Rechtlich wertete das Schwurgericht die Tat als zwei Fälle der gefährlichen Körperverletzung. Vom Tatbestand des versuchten Mordes sei der Beschuldigte strafbefreiend zurückgetreten. Zwar sei der Angriff mit bedingtem Tötungsvorsatz und heimtückisch erfolgt. Der Beschuldigte habe jedoch erkannt, dass ein Geschädigter durch seine Messerstiche nur am Arm und damit nicht tödlich verletzt worden sei, während er bei dem zweiten Geschädigten zwar zunächst davon ausgegangen sei, dass er diesen durch die beiden Stiche in den oberen Schulter- und Brustbereich bereits tödlich verletzt haben könnte. Unmittelbar darauf habe er diese Einschätzung aufgrund des Verhaltens dieses Geschädigten, der keine Anzeichen einer Verschlechterung seines körperlichen Zustands aufwies, dann insoweit korrigiert und ging sodann davon aus, diesen bei seinem vorangegangenen Angriff doch nicht bereits tödlich verletzt zu haben. Er habe letztlich von weiteren, ihm möglichen Angriffen gegen beide Geschädigten abgesehen, obwohl er hierzu die Gelegenheit gehabt hätte. Der Beschuldigte habe nach der Tat auf das Eintreffen der Polizei gewartet und sich widerstandslos festnehmen lassen.
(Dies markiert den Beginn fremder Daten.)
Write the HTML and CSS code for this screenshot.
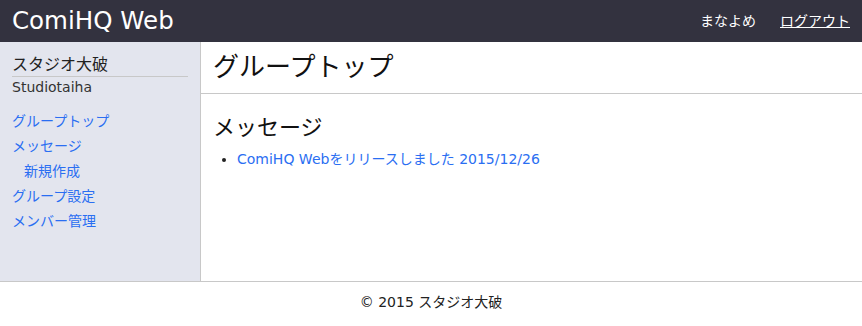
FILE: index.html
```html
<!DOCTYPE html>
<html lang="ja">
<head>
<meta charset="utf-8">
<title>ComiHQ Web</title>
<link rel="stylesheet" href="styles.css">
</head>
<body>
<header class="topbar">
  <a class="brand" href="#">ComiHQ Web</a>
  <nav class="user-nav">
    <span class="user-name">まなよめ</span>
    <a class="logout" href="#">ログアウト</a>
  </nav>
</header>
<div class="layout">
  <aside class="sidebar">
    <div class="group-name">スタジオ大破</div>
    <div class="group-id">Studiotaiha</div>
    <ul class="side-menu">
      <li><a href="#">グループトップ</a></li>
      <li><a href="#">メッセージ</a></li>
      <li class="sub"><a href="#">新規作成</a></li>
      <li><a href="#">グループ設定</a></li>
      <li><a href="#">メンバー管理</a></li>
    </ul>
  </aside>
  <main class="content">
    <h1 class="page-title">グループトップ</h1>
    <section class="section">
      <h2 class="section-title">メッセージ</h2>
      <ul class="msg-list">
        <li><a href="#">ComiHQ Webをリリースしました 2015/12/26</a></li>
      </ul>
    </section>
  </main>
</div>
<footer class="footer">© 2015 スタジオ大破</footer>
</body>
</html>
```
FILE: styles.css
```css
* { box-sizing: border-box; }
html, body { margin: 0; padding: 0; }
body {
  font-family: "DejaVu Sans", "Noto Sans CJK JP", sans-serif;
  font-size: 14px;
  color: #222;
  background: #fff;
  width: 862px;
  height: 326px;
  display: flex;
  flex-direction: column;
}
a { text-decoration: none; color: #2a6ef2; }

.topbar {
  height: 42px;
  background: #33323f;
  display: flex;
  align-items: center;
  justify-content: space-between;
  padding: 0 12px;
  flex: none;
}
.brand {
  color: #fff;
  font-size: 24.5px;
  line-height: 42px;
}
.user-nav {
  display: flex;
  gap: 24px;
  color: #fff;
  font-size: 14px;
  line-height: 20px;
}
.user-nav .logout { color: #fff; text-decoration: underline; }

.layout {
  display: flex;
  height: 239px;
  flex: none;
}
.sidebar {
  width: 201px;
  background: #e3e5ee;
  border-right: 1px solid #c8c8c8;
  padding: 11px 12px 0 12px;
}
.group-name {
  font-size: 16px;
  color: #222;
  width: 176px;
  line-height: 23px;
  border-bottom: 1px solid #c8c8c8;
}
.group-id {
  font-size: 14px;
  color: #333;
  line-height: 20px;
  margin-top: 0;
}
.side-menu {
  list-style: none;
  margin: 12px 0 0 0;
  padding: 0;
}
.side-menu li { line-height: 25px; font-size: 14px; }
.side-menu li.sub { padding-left: 12px; }

.content { flex: 1; }
.page-title {
  margin: 0;
  font-size: 26px;
  font-weight: normal;
  line-height: 51px;
  padding: 0 12px;
  border-bottom: 1px solid #c8c8c8;
  color: #111;
}
.section { padding: 0 14px 0 12px; }
.section-title {
  margin: 18px 0 4px 0;
  font-size: 22px;
  font-weight: normal;
  line-height: 32px;
  color: #111;
}
.msg-list {
  margin: 0;
  padding-left: 24px;
  line-height: 22px;
}

.footer {
  border-top: 1px solid #c8c8c8;
  text-align: center;
  padding-top: 10px;
  font-size: 14px;
  color: #222;
  line-height: 20px;
  flex: 1;
}
```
Aufgrund seiner Erkrankung sei der Beschuldigte zur Tatzeit schuldunfähig gewesen und könne daher nicht bestraft werden. Da er aber weiterhin für die Allgemeinheit gefährlich sei, hat das Schwurgericht die – grundsätzlich zeitlich unbefristete – Unterbringung in einem psychiatrischen Krankenhaus angeordnet. 

In ihrer mündlichen Urteilsbegründung hat die Vorsitzende hervorgehoben, dass die Geschädigten bis heute von dem Geschehen psychisch beeinträchtigt seien, obwohl ihre körperlichen Verletzungen glücklicherweise weitgehend folgenlos verheilt seien. Ein Geschädigter musste lediglich ambulant am Arm behandelt werden, der weitere Geschädigte verblieb eine Woche stationär in einer Münchner Klinik. 

Das Urteil ist nicht rechtskräftig. Verteidigung und Staatsanwaltschaft steht das Rechtsmittel der Revision zum Bundesgerichtshof offen, das binnen einer Woche ab heute eingelegt werden müsste.

Die Strafkammer hat die Fortdauer der einstweiligen Unterbringung angeordnet.